#### Given request:
Copy the listing verbatim, excluding any images found in it.

#### Given material:
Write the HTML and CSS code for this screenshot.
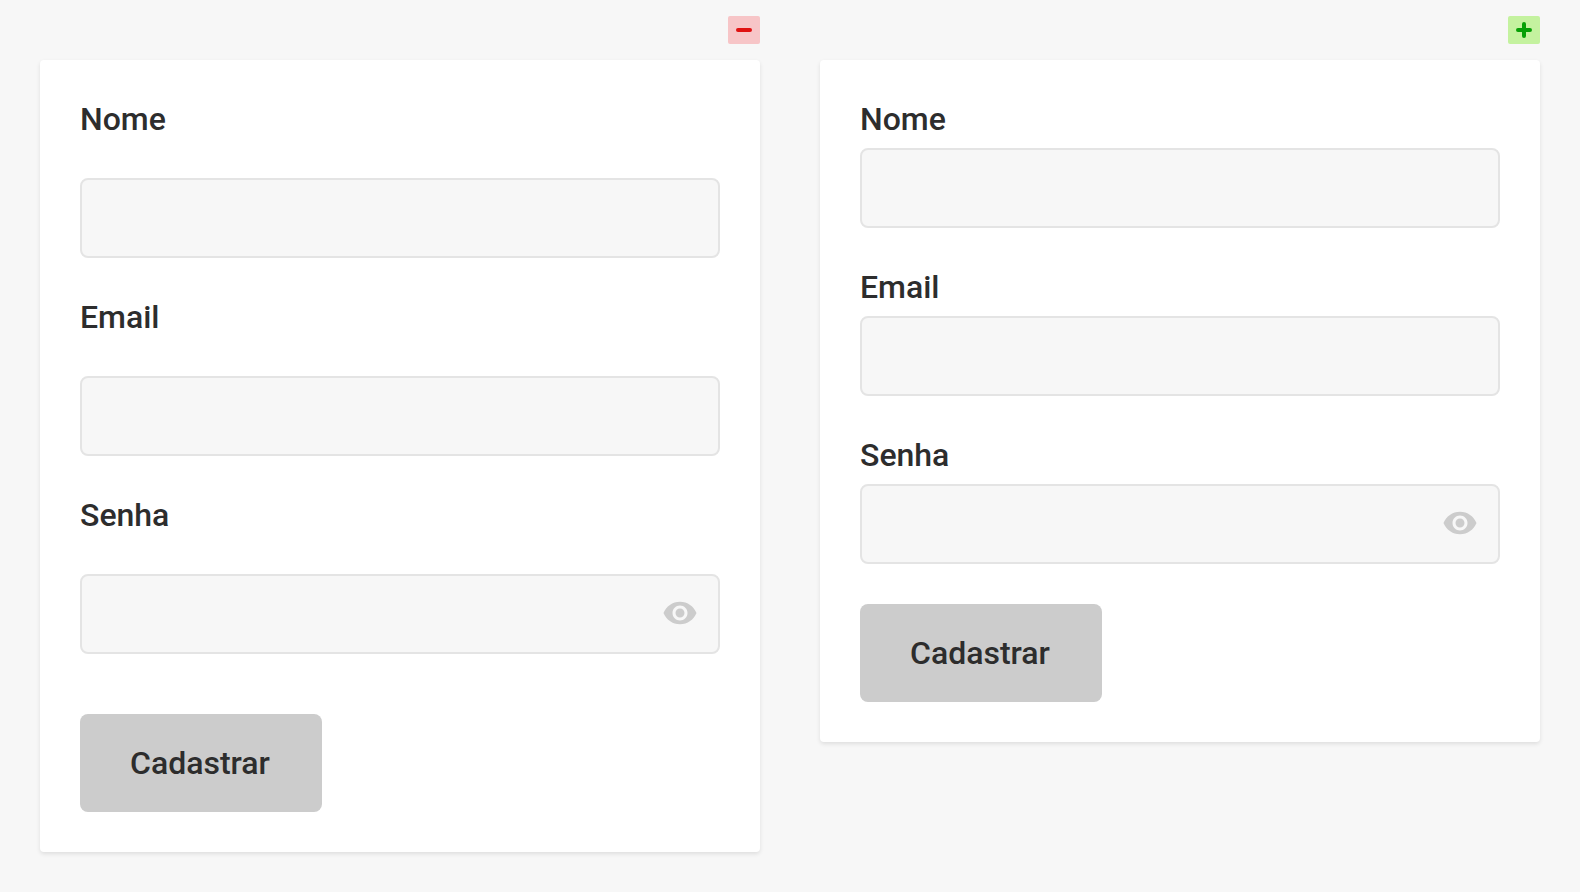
FILE: index.html
```
<!DOCTYPE html>
<html lang="pt-BR">
<head>
<meta charset="utf-8">
<title>Cadastro</title>
<link rel="stylesheet" href="styles.css">
</head>
<body>
<main class="comparison">
  <section class="example example-loose">
    <svg class="mark mark-bad" viewBox="0 0 32 28" role="img" aria-label="Evite"><path d="M10 14h12"/></svg>
    <form class="card">
      <div class="field">
        <label for="nome-a">Nome</label>
        <input id="nome-a" type="text">
      </div>
      <div class="field">
        <label for="email-a">Email</label>
        <input id="email-a" type="email">
      </div>
      <div class="field">
        <label for="senha-a">Senha</label>
        <div class="password">
          <input id="senha-a" type="password">
          <button class="reveal" type="button" aria-label="Mostrar senha"><svg viewBox="0 0 24 24"><path d="M12 4.5C7 4.5 2.730 7.610 1 12c1.730 4.390 6 7.500 11 7.500s9.270-3.110 11-7.500c-1.730-4.390-6-7.500-11-7.500zM12 17c-2.760 0-5-2.240-5-5s2.240-5 5-5 5 2.240 5 5-2.240 5-5 5zm0-8c-1.660 0-3 1.340-3 3s1.340 3 3 3 3-1.340 3-3-1.340-3-3-3z"/></svg></button>
        </div>
      </div>
      <button class="submit" type="button">Cadastrar</button>
    </form>
  </section>
  <section class="example example-tight">
    <svg class="mark mark-good" viewBox="0 0 32 28" role="img" aria-label="Prefira"><path d="M10 14h12M16 8v12"/></svg>
    <form class="card">
      <div class="field">
        <label for="nome-b">Nome</label>
        <input id="nome-b" type="text">
      </div>
      <div class="field">
        <label for="email-b">Email</label>
        <input id="email-b" type="email">
      </div>
      <div class="field">
        <label for="senha-b">Senha</label>
        <div class="password">
          <input id="senha-b" type="password">
          <button class="reveal" type="button" aria-label="Mostrar senha"><svg viewBox="0 0 24 24"><path d="M12 4.5C7 4.5 2.730 7.610 1 12c1.730 4.390 6 7.500 11 7.500s9.270-3.110 11-7.500c-1.730-4.390-6-7.500-11-7.500zM12 17c-2.760 0-5-2.240-5-5s2.240-5 5-5 5 2.240 5 5-2.240 5-5 5zm0-8c-1.660 0-3 1.340-3 3s1.340 3 3 3 3-1.340 3-3-1.340-3-3-3z"/></svg></button>
        </div>
      </div>
      <button class="submit" type="button">Cadastrar</button>
    </form>
  </section>
</main>
</body>
</html>
```
FILE: styles.css
```
* {
  box-sizing: border-box;
}

body {
  margin: 0;
  background: #f7f7f7;
  color: #2d2d2d;
  font: 500 32px/38px Roboto, sans-serif;
}

.comparison {
  display: grid;
  grid-template-columns: 1fr 1fr;
  align-items: start;
  gap: 60px;
  padding: 16px 40px 40px;
}

.example {
  display: flex;
  flex-direction: column;
  gap: 16px;
}

.mark {
  align-self: flex-end;
  width: 32px;
  height: 28px;
  border-radius: 2px;
  fill: none;
  stroke-width: 4;
  stroke-linecap: round;
}

.mark-bad {
  background: #f7c5c7;
  stroke: #e01212;
}

.mark-good {
  background: #c4f29f;
  stroke: #06a006;
}

.card {
  display: flex;
  flex-direction: column;
  align-items: flex-start;
  gap: 40px;
  padding: 40px;
  border-radius: 4px;
  background: #fff;
  box-shadow: 0 2px 4px rgba(0, 0, 0, 0.1);
}

.field {
  display: flex;
  flex-direction: column;
  gap: 10px;
  width: 100%;
}

.example-loose .field {
  gap: 40px;
}

.example-loose .submit {
  margin-top: 20px;
}

input {
  display: block;
  width: 100%;
  height: 80px;
  padding: 0 24px;
  border: 2px solid #e4e4e4;
  border-radius: 8px;
  background: #f7f7f7;
  color: inherit;
  font: inherit;
}

.password {
  position: relative;
}

.password input {
  padding-right: 72px;
}

.reveal {
  position: absolute;
  top: 21px;
  right: 22px;
  padding: 0;
  border: 0;
  background: none;
}

.reveal svg {
  display: block;
  width: 36px;
  height: 36px;
  fill: #ccc;
}

.submit {
  min-width: 242px;
  padding: 30px 50px;
  border: 0;
  border-radius: 8px;
  background: #ccc;
  color: inherit;
  font: inherit;
  text-align: left;
}
```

#### Written reply:
Write the HTML and CSS code for this screenshot.
FILE: index.html
```
<!DOCTYPE html>
<html lang="pt-BR">
<head>
<meta charset="utf-8">
<title>Cadastro</title>
<link rel="stylesheet" href="styles.css">
</head>
<body>
<main class="comparison">
  <section class="example example-loose">
    <svg class="mark mark-bad" viewBox="0 0 32 28" role="img" aria-label="Evite"><path d="M10 14h12"/></svg>
    <form class="card">
      <div class="field">
        <label for="nome-a">Nome</label>
        <input id="nome-a" type="text">
      </div>
      <div class="field">
        <label for="email-a">Email</label>
        <input id="email-a" type="email">
      </div>
      <div class="field">
        <label for="senha-a">Senha</label>
        <div class="password">
          <input id="senha-a" type="password">
          <button class="reveal" type="button" aria-label="Mostrar senha"><svg viewBox="0 0 24 24"><path d="M12 4.5C7 4.5 2.730 7.610 1 12c1.730 4.390 6 7.500 11 7.500s9.270-3.110 11-7.500c-1.730-4.390-6-7.500-11-7.500zM12 17c-2.760 0-5-2.240-5-5s2.240-5 5-5 5 2.240 5 5-2.240 5-5 5zm0-8c-1.660 0-3 1.340-3 3s1.340 3 3 3 3-1.340 3-3-1.340-3-3-3z"/></svg></button>
        </div>
      </div>
      <button class="submit" type="button">Cadastrar</button>
    </form>
  </section>
  <section class="example example-tight">
    <svg class="mark mark-good" viewBox="0 0 32 28" role="img" aria-label="Prefira"><path d="M10 14h12M16 8v12"/></svg>
    <form class="card">
      <div class="field">
        <label for="nome-b">Nome</label>
        <input id="nome-b" type="text">
      </div>
      <div class="field">
        <label for="email-b">Email</label>
        <input id="email-b" type="email">
      </div>
      <div class="field">
        <label for="senha-b">Senha</label>
        <div class="password">
          <input id="senha-b" type="password">
          <button class="reveal" type="button" aria-label="Mostrar senha"><svg viewBox="0 0 24 24"><path d="M12 4.5C7 4.5 2.730 7.610 1 12c1.730 4.390 6 7.500 11 7.500s9.270-3.110 11-7.500c-1.730-4.390-6-7.500-11-7.500zM12 17c-2.760 0-5-2.240-5-5s2.240-5 5-5 5 2.240 5 5-2.240 5-5 5zm0-8c-1.660 0-3 1.340-3 3s1.340 3 3 3 3-1.340 3-3-1.340-3-3-3z"/></svg></button>
        </div>
      </div>
      <button class="submit" type="button">Cadastrar</button>
    </form>
  </section>
</main>
</body>
</html>
```
FILE: styles.css
```
* {
  box-sizing: border-box;
}

body {
  margin: 0;
  background: #f7f7f7;
  color: #2d2d2d;
  font: 500 32px/38px Roboto, sans-serif;
}

.comparison {
  display: grid;
  grid-template-columns: 1fr 1fr;
  align-items: start;
  gap: 60px;
  padding: 16px 40px 40px;
}

.example {
  display: flex;
  flex-direction: column;
  gap: 16px;
}

.mark {
  align-self: flex-end;
  width: 32px;
  height: 28px;
  border-radius: 2px;
  fill: none;
  stroke-width: 4;
  stroke-linecap: round;
}

.mark-bad {
  background: #f7c5c7;
  stroke: #e01212;
}

.mark-good {
  background: #c4f29f;
  stroke: #06a006;
}

.card {
  display: flex;
  flex-direction: column;
  align-items: flex-start;
  gap: 40px;
  padding: 40px;
  border-radius: 4px;
  background: #fff;
  box-shadow: 0 2px 4px rgba(0, 0, 0, 0.1);
}

.field {
  display: flex;
  flex-direction: column;
  gap: 10px;
  width: 100%;
}

.example-loose .field {
  gap: 40px;
}

.example-loose .submit {
  margin-top: 20px;
}

input {
  display: block;
  width: 100%;
  height: 80px;
  padding: 0 24px;
  border: 2px solid #e4e4e4;
  border-radius: 8px;
  background: #f7f7f7;
  color: inherit;
  font: inherit;
}

.password {
  position: relative;
}

.password input {
  padding-right: 72px;
}

.reveal {
  position: absolute;
  top: 21px;
  right: 22px;
  padding: 0;
  border: 0;
  background: none;
}

.reveal svg {
  display: block;
  width: 36px;
  height: 36px;
  fill: #ccc;
}

.submit {
  min-width: 242px;
  padding: 30px 50px;
  border: 0;
  border-radius: 8px;
  background: #ccc;
  color: inherit;
  font: inherit;
  text-align: left;
}
```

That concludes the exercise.